(Exercise)
Pull out every line below that holds the word "with".

======== Input records ========

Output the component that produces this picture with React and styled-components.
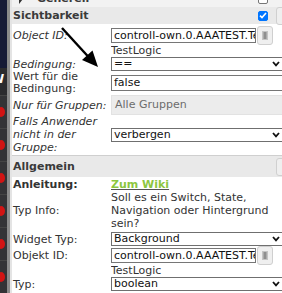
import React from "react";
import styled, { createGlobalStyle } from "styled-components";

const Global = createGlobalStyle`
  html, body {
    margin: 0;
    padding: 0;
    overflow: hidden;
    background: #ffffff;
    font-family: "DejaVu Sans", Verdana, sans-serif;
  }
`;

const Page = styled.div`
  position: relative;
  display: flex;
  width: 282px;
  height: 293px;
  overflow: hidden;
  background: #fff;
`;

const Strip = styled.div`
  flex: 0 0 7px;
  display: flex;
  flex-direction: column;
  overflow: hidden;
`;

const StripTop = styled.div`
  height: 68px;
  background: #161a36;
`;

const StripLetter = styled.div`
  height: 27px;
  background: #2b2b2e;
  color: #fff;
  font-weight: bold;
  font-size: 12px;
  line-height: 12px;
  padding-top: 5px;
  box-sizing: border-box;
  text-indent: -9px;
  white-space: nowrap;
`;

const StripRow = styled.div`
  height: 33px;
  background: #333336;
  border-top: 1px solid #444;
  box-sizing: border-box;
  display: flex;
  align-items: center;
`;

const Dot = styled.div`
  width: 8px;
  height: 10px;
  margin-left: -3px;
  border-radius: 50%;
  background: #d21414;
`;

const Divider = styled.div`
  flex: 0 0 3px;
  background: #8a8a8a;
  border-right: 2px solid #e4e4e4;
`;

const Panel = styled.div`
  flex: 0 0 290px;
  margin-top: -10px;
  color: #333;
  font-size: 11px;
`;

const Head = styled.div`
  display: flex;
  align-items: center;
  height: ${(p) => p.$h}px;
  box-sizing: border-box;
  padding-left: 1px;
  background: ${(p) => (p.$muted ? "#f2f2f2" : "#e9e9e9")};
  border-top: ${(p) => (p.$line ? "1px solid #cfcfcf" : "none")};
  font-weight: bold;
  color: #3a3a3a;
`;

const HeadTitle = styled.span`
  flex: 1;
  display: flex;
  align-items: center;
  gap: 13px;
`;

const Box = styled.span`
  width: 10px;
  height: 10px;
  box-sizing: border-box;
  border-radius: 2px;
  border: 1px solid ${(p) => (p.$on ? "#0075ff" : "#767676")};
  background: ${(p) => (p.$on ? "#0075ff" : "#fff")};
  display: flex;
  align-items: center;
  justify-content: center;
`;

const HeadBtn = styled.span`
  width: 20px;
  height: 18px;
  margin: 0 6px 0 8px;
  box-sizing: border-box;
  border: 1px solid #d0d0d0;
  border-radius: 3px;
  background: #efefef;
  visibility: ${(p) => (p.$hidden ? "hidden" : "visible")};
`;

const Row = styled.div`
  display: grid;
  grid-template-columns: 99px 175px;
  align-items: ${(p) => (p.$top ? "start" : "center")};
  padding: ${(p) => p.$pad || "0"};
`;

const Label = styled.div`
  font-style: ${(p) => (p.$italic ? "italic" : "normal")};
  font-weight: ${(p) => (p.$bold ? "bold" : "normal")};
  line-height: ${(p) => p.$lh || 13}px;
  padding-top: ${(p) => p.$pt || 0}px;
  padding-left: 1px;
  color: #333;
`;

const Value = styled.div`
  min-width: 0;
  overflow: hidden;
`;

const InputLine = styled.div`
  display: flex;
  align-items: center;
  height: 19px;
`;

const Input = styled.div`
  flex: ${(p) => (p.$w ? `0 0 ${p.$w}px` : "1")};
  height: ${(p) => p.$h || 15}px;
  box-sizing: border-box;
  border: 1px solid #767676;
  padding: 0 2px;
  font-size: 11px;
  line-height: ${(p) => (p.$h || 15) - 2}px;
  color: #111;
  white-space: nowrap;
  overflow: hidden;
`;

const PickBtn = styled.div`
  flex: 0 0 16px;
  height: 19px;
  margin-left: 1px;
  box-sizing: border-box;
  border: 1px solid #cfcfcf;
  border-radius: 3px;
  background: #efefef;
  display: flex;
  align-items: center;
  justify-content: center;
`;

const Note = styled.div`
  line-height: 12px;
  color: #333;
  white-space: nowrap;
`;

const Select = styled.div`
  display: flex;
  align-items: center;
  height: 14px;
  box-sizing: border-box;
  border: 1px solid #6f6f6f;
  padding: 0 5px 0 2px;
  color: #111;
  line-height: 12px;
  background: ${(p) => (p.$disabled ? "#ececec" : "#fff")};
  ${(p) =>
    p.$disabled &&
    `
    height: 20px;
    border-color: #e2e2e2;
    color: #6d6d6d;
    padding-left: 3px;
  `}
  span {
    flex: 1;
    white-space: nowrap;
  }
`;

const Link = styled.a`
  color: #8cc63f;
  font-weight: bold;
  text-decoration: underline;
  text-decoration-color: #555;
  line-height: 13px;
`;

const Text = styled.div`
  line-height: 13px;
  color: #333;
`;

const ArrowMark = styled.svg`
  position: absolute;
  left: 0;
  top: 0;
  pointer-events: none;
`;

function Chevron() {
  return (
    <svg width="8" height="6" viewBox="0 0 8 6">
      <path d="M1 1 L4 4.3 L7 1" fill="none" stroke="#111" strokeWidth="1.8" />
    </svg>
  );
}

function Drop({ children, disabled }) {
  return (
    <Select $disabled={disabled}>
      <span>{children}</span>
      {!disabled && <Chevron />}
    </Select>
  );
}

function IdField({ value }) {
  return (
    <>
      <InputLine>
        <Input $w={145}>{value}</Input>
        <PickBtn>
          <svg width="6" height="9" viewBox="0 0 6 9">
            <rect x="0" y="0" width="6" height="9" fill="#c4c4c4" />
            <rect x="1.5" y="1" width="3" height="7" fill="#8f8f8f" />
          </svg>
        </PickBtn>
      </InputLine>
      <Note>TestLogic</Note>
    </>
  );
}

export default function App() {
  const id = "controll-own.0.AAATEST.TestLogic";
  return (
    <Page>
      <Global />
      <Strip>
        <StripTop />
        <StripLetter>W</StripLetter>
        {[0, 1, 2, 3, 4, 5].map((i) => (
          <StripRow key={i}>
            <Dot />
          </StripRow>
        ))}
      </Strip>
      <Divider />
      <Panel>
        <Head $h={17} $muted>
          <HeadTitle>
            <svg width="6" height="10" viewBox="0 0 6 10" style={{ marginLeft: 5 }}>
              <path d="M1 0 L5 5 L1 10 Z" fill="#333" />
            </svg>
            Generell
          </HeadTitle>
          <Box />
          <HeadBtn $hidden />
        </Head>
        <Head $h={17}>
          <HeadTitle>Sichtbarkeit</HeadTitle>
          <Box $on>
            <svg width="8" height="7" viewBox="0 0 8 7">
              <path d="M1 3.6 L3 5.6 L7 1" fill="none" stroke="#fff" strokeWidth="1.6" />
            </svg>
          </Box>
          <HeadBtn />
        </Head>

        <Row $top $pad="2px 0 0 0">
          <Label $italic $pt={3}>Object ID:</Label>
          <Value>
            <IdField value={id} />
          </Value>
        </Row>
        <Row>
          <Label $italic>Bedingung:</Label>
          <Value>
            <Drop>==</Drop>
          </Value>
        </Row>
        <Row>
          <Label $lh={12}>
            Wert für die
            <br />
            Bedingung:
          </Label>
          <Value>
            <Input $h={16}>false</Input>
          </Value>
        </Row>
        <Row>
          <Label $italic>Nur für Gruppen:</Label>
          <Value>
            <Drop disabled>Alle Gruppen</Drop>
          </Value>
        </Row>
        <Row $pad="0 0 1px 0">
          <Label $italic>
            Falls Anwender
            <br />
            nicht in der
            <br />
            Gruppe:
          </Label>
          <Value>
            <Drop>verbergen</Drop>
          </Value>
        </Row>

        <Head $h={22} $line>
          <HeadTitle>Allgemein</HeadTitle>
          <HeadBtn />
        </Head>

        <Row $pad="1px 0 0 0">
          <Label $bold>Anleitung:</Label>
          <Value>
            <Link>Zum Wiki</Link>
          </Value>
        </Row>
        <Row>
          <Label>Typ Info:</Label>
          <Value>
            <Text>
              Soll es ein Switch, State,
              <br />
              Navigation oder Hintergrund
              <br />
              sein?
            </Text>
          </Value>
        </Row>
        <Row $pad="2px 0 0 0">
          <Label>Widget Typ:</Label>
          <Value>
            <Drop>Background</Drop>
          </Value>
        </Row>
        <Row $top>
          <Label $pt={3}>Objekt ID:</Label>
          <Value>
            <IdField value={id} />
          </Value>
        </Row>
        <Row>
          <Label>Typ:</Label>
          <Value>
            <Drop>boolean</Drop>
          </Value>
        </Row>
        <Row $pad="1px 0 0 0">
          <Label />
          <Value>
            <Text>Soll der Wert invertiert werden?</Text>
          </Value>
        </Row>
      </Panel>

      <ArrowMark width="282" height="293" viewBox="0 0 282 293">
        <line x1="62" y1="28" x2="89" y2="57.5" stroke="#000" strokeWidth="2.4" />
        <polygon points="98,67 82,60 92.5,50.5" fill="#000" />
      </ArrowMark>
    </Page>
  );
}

========
======== Input records ========

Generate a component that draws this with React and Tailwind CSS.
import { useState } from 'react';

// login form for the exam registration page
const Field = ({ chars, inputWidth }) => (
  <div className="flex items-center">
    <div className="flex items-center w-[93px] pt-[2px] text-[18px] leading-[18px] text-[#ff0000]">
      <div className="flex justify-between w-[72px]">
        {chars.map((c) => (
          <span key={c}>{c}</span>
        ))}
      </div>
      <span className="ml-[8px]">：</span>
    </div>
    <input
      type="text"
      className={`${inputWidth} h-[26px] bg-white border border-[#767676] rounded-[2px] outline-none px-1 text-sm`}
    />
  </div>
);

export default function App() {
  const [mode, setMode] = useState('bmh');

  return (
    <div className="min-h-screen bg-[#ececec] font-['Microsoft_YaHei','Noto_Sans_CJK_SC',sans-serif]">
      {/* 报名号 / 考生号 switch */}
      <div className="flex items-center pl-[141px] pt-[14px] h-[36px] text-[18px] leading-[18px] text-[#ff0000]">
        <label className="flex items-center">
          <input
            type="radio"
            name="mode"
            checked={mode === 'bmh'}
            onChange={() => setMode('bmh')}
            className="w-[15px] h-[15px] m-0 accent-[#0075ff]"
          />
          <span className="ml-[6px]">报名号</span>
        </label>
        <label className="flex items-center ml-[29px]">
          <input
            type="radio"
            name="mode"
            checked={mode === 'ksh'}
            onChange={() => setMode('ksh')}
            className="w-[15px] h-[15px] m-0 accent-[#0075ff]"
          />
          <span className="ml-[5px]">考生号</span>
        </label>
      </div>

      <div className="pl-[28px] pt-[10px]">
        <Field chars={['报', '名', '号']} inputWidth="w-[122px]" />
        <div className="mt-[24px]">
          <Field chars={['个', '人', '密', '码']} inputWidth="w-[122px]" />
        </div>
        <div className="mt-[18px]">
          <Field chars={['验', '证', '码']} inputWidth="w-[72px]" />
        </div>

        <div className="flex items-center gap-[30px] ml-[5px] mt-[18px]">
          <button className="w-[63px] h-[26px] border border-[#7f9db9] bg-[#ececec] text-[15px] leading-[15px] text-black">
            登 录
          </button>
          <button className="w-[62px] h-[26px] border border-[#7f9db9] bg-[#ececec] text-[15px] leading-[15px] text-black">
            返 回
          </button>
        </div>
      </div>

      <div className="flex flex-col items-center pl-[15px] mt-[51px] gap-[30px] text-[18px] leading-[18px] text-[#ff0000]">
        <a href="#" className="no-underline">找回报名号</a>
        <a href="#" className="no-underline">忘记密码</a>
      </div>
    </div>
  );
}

========

(Full answer)
Output the component that produces this picture with React and styled-components.
Generate a component that draws this with React and Tailwind CSS.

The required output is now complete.